Updated: Jan 14, 2019


The growing tolerance of dual citizenship has meant that an increasing number of countries are treating their citizens abroad as part of their ‘extended-nation’. By doing so, they hope that their expatriates contribute human capital as well as financial capital in the form of remittances. Worldbank statistics show that migrant remittances have risen from US$1,4 billion in 1970 to US$409 billion in 2017. The IOM estimates that there are currently 257,7 million international migrants representing 3,4% of the total global population.


Western Union booth poster and Ethiopian clothing vendor, during Ethiopian Day Festival in Maryland 2016.

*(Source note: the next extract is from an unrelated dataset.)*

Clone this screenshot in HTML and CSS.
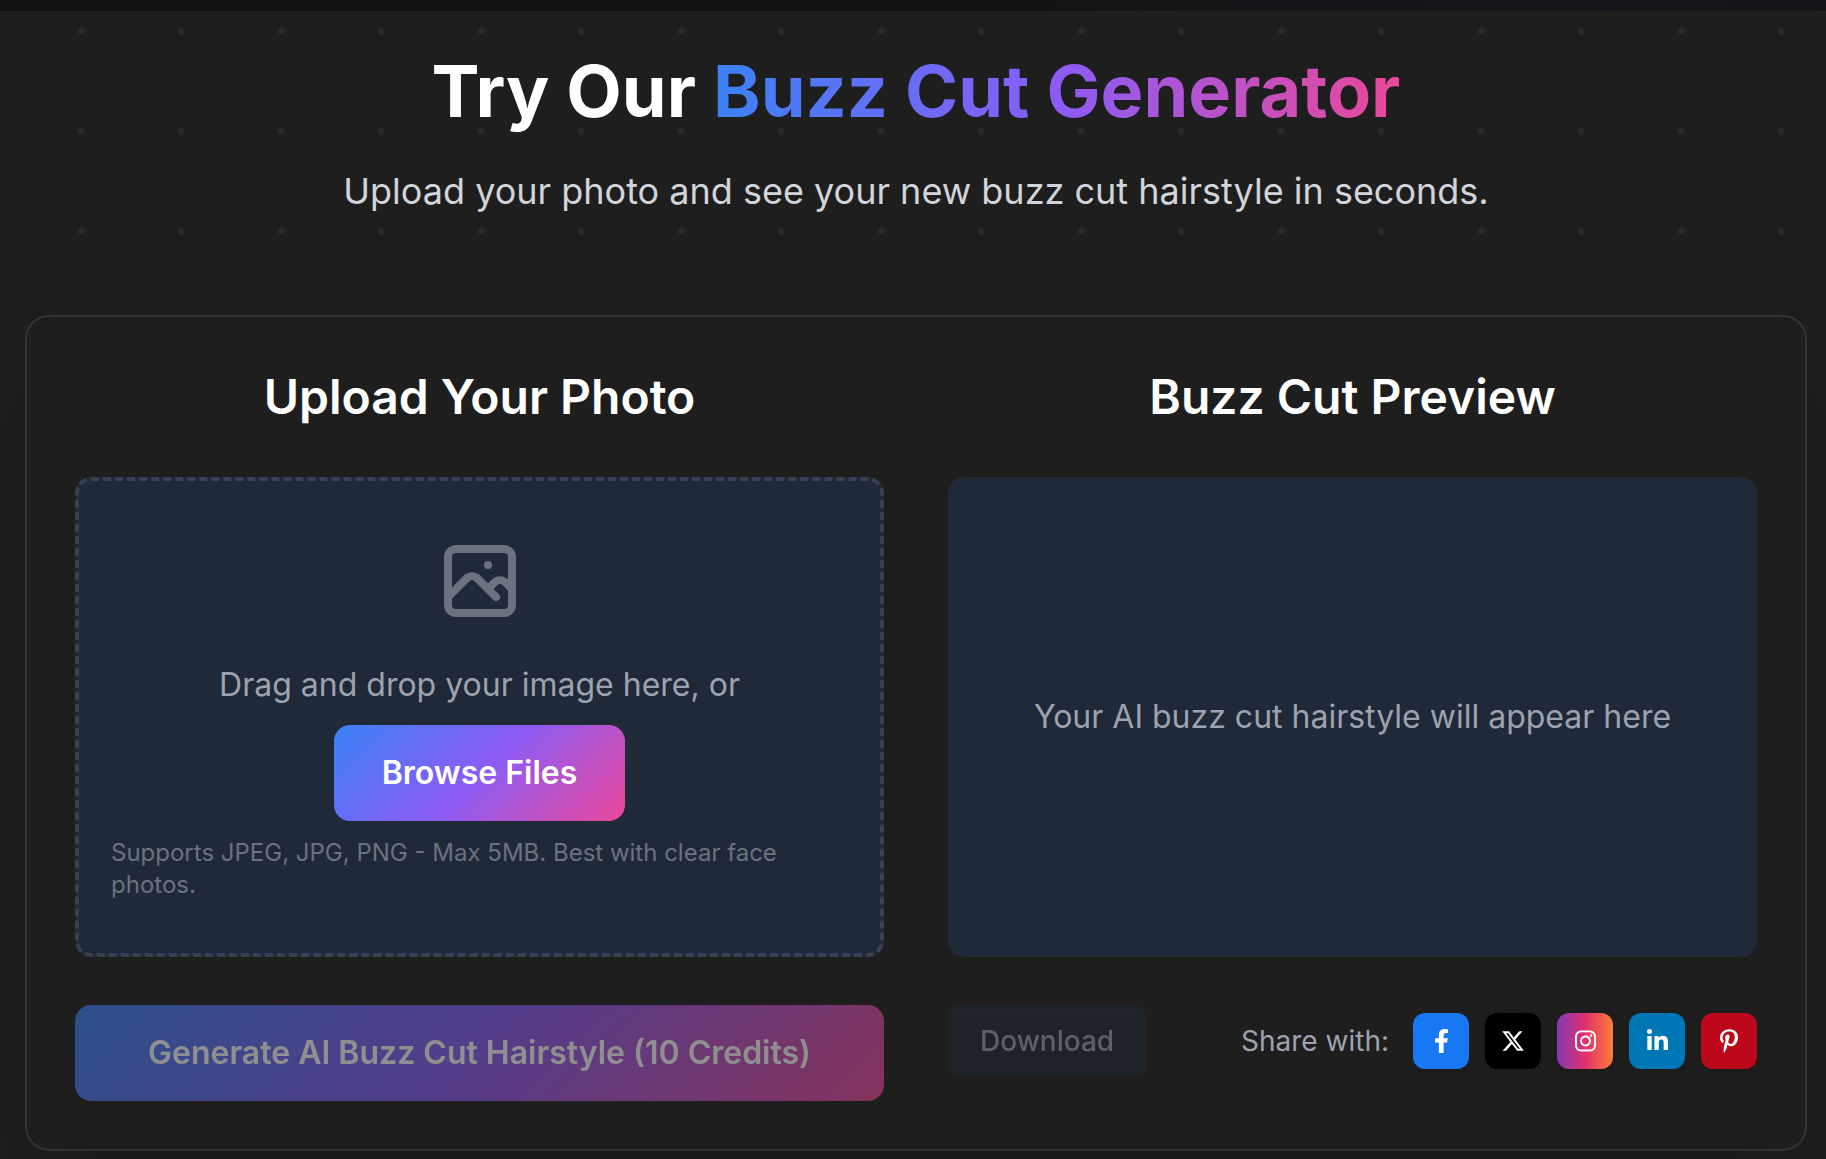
FILE: index.html
```html
<!DOCTYPE html>
<html lang="en">
<head>
    <meta charset="UTF-8">
    <meta name="viewport" content="width=device-width, initial-scale=1.0">
    <title>Buzz Cut Generator</title>
    <link rel="stylesheet" href="styles.css">
</head>
<body>
    <section class="generator">
        <div class="header">
            <h1>Try Our <span class="gradient-text">Buzz Cut Generator</span></h1>
            <p>Upload your photo and see your new buzz cut hairstyle in seconds.</p>
        </div>

        <div class="card">
            <div class="column">
                <h2>Upload Your Photo</h2>
                <div class="dropzone" id="dropzone">
                    <svg class="dropzone-icon" viewBox="0 0 24 24" fill="none" stroke="currentColor" stroke-width="2" stroke-linecap="round" stroke-linejoin="round" aria-hidden="true">
                        <path d="M4 16l4.586-4.586a2 2 0 012.828 0L16 16m-2-2l1.586-1.586a2 2 0 012.828 0L20 14m-6-6h.01M6 20h12a2 2 0 002-2V6a2 2 0 00-2-2H6a2 2 0 00-2 2v12a2 2 0 002 2z"/>
                    </svg>
                    <p class="dropzone-text">Drag and drop your image here, or</p>
                    <button type="button" class="btn">Browse Files</button>
                    <p class="dropzone-hint">Supports JPEG, JPG, PNG - Max 5MB. Best with clear face photos.</p>
                </div>
                <button type="button" class="btn btn-generate" disabled>Generate AI Buzz Cut Hairstyle (10 Credits)</button>
            </div>

            <div class="column">
                <h2>Buzz Cut Preview</h2>
                <div class="preview">
                    <p>Your AI buzz cut hairstyle will appear here</p>
                </div>
                <div class="actions">
                    <button type="button" class="btn-download" disabled>Download</button>
                    <div class="share">
                        <span class="share-label">Share with:</span>
                        <div class="share-links">
                            <a href="#" class="share-link facebook" aria-label="Facebook">
                                <svg viewBox="0 0 320 512"><path d="M279.14 288l14.22-92.66h-88.91v-60.13c0-25.35 12.42-50.06 52.24-50.06h40.42V6.26S260.43 0 225.36 0c-73.22 0-121.08 44.38-121.08 124.72v70.62H22.89V288h81.39v224h100.17V288z"/></svg>
                            </a>
                            <a href="#" class="share-link x" aria-label="X">
                                <svg viewBox="0 0 512 512"><path d="M389.2 48h70.6L305.6 224.2 487 464H345L233.7 318.6 106.5 464H35.8L200.7 275.5 26.8 48H172.4L272.9 180.9 389.2 48zM364.4 421.8h39.1L151.1 88h-42L364.4 421.8z"/></svg>
                            </a>
                            <a href="#" class="share-link instagram" aria-label="Instagram">
                                <svg viewBox="0 0 448 512"><path d="M224.1 141c-63.6 0-114.9 51.3-114.9 114.9s51.3 114.9 114.9 114.9S339 319.5 339 255.9 287.7 141 224.1 141zm0 189.6c-41.1 0-74.7-33.5-74.7-74.7s33.5-74.7 74.7-74.7 74.7 33.5 74.7 74.7-33.6 74.7-74.7 74.7zm146.4-194.3c0 14.9-12 26.8-26.8 26.8-14.9 0-26.8-12-26.8-26.8s12-26.8 26.8-26.8 26.8 12 26.8 26.8zm76.1 27.2c-1.7-35.9-9.9-67.7-36.2-93.9-26.2-26.2-58-34.4-93.9-36.2-37-2.1-147.9-2.1-184.9 0-35.8 1.7-67.6 9.9-93.9 36.1s-34.4 58-36.2 93.9c-2.1 37-2.1 147.9 0 184.9 1.7 35.9 9.9 67.7 36.2 93.9s58 34.4 93.9 36.2c37 2.1 147.9 2.1 184.9 0 35.9-1.7 67.7-9.9 93.9-36.2 26.2-26.2 34.4-58 36.2-93.9 2.1-37 2.1-147.8 0-184.8zM398.8 388c-7.8 19.6-22.9 34.7-42.6 42.6-29.5 11.7-99.5 9-132.1 9s-102.7 2.6-132.1-9c-19.6-7.8-34.7-22.9-42.6-42.6-11.7-29.5-9-99.5-9-132.1s-2.6-102.7 9-132.1c7.8-19.6 22.9-34.7 42.6-42.6 29.5-11.7 99.5-9 132.1-9s102.7-2.6 132.1 9c19.6 7.8 34.7 22.9 42.6 42.6 11.7 29.5 9 99.5 9 132.1s2.7 102.7-9 132.1z"/></svg>
                            </a>
                            <a href="#" class="share-link linkedin" aria-label="LinkedIn">
                                <svg viewBox="0 0 448 512"><path d="M100.28 448H7.4V148.9h92.88zM53.79 108.1C24.09 108.1 0 83.5 0 53.8a53.79 53.79 0 0 1 107.58 0c0 29.7-24.1 54.3-53.79 54.3zM447.9 448h-92.68V302.4c0-34.7-.7-79.2-48.29-79.2-48.29 0-55.69 37.7-55.69 76.7V448h-92.78V148.9h89.08v40.8h1.3c12.4-23.5 42.69-48.3 87.88-48.3 94 0 111.28 61.9 111.28 142.3V448z"/></svg>
                            </a>
                            <a href="#" class="share-link pinterest" aria-label="Pinterest">
                                <svg viewBox="0 0 384 512"><path d="M204 6.5C101.4 6.5 0 74.9 0 185.6 0 256 39.6 296 63.6 296c9.9 0 15.6-27.6 15.6-35.4 0-9.3-23.7-29.1-23.7-67.8 0-80.4 61.2-137.4 140.4-137.4 68.1 0 118.5 38.7 118.5 109.8 0 53.1-21.3 152.7-90.3 152.7-24.9 0-46.2-18-46.2-43.8 0-37.8 26.4-74.4 26.4-113.4 0-66.2-93.9-54.2-93.9 25.8 0 16.8 2.1 35.4 9.6 50.7-13.8 59.4-42 147.9-42 209.1 0 18.9 2.7 37.5 4.5 56.4 3.4 3.8 1.7 3.4 6.9 1.5 50.4-69 48.6-82.5 71.4-172.8 12.3 23.4 44.1 36 69.3 36 106.2 0 153.9-103.5 153.9-196.8C384 71.3 298.2 6.5 204 6.5z"/></svg>
                            </a>
                        </div>
                    </div>
                </div>
            </div>
        </div>
    </section>
</body>
</html>
```
FILE: styles.css
```css
* {
    margin: 0;
    padding: 0;
    box-sizing: border-box;
}

body {
    font-family: Inter, 'Liberation Sans', sans-serif;
    background: linear-gradient(90deg, #121212 50%, #18151c 88%, #151318 100%);
    color: #fff;
    padding-top: 11px;
}

button {
    font-family: inherit;
    border: none;
}

.generator {
    padding: 40px 19px 8px 25px;
    background-color: #1e1e1e;
    background-image: radial-gradient(circle, #292929 3px, transparent 4px);
    background-size: 100px 100px;
    background-position: 31px -30px;
}

.header {
    text-align: center;
    margin-bottom: 96px;
}

.header h1 {
    font-size: 72px;
    line-height: 80px;
    font-weight: 700;
    margin-bottom: 32px;
}

.header p {
    font-size: 36px;
    line-height: 56px;
    color: #d1d5db;
}

.gradient-text {
    background: linear-gradient(90deg, #3b82f6 0%, #8b5cf6 50%, #ec4899 100%);
    -webkit-background-clip: text;
    background-clip: text;
    color: transparent;
}

.card {
    display: grid;
    grid-template-columns: 1fr 1fr;
    gap: 64px;
    padding: 48px;
    background: #1e1e1e;
    border: 2px solid #333;
    border-radius: 24px;
    box-shadow: 0 50px 100px -24px rgba(0, 0, 0, 0.25);
}

.column {
    display: flex;
    flex-direction: column;
    gap: 48px;
}

.column h2 {
    font-size: 48px;
    line-height: 64px;
    font-weight: 600;
    text-align: center;
}

.dropzone,
.preview {
    display: flex;
    flex-direction: column;
    align-items: center;
    justify-content: center;
    min-height: 480px;
    padding: 32px;
    background: #1f2937;
    border-radius: 16px;
    font-size: 32px;
    line-height: 48px;
    color: #9ca3af;
}

.dropzone {
    border: 4px dashed #374151;
}

.dropzone-icon {
    width: 96px;
    height: 96px;
    margin-bottom: 32px;
    color: #6b7280;
}

.dropzone-text {
    margin-bottom: 16px;
}

.dropzone-hint {
    margin-top: 16px;
    font-size: 24px;
    line-height: 32px;
    color: #6b7280;
}

.btn {
    padding: 24px 48px;
    font-size: 32px;
    line-height: 48px;
    font-weight: 600;
    color: #fff;
    background: linear-gradient(135deg, #3b82f6 0%, #8b5cf6 50%, #ec4899 100%);
    border-radius: 16px;
    cursor: pointer;
}

.btn:disabled,
.btn-download:disabled {
    opacity: 0.5;
    cursor: not-allowed;
}

.actions {
    display: flex;
    align-items: center;
    justify-content: space-between;
}

.btn-download {
    padding: 16px 32px;
    font-size: 28px;
    line-height: 40px;
    font-weight: 500;
    color: #9ca3af;
    background: #1f2937;
    border-radius: 12px;
}

.share {
    display: flex;
    align-items: center;
    gap: 24px;
}

.share-label {
    font-size: 28px;
    line-height: 40px;
    color: #9ca3af;
}

.share-links {
    display: flex;
    gap: 16px;
}

.share-link {
    display: flex;
    align-items: center;
    justify-content: center;
    width: 56px;
    height: 56px;
    color: #fff;
    border-radius: 12px;
    box-shadow: 0 4px 8px rgba(0, 0, 0, 0.1);
}

.share-link svg {
    height: 24px;
    fill: currentColor;
}

.facebook {
    background: #1877f2;
}

.x {
    background: #000;
}

.instagram {
    background: linear-gradient(90deg, #833ab4, #e1306c, #fd7e34);
}

.linkedin {
    background: #0077b5;
}

.pinterest {
    background: #bd081c;
}
```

Dual citizenship and quasi-citizenship arrangements are intricately related to the rapid increase of remittances. As noted by David Leblang, ‘expatriates are 10% more likely to remit and 3% more likely to return to those countries that offer dual citizenship rights. At the aggregate level, dual citizenship doubles, and in some cases triples, the dollar amount of remittances received by a home country … [Moreover,] remittances are far more stable than flows of foreign aid, foreign direct, and portfolio investment, and are, to a large extent, countercyclical’. It has also been shown that home country dual citizenship dramatically increases the naturalisation rates of immigrants in their host country and allows them to enter certain sectors of the labour market that are restricted to a country’s citizens. This possibility presents a clear economic incentive to naturalise.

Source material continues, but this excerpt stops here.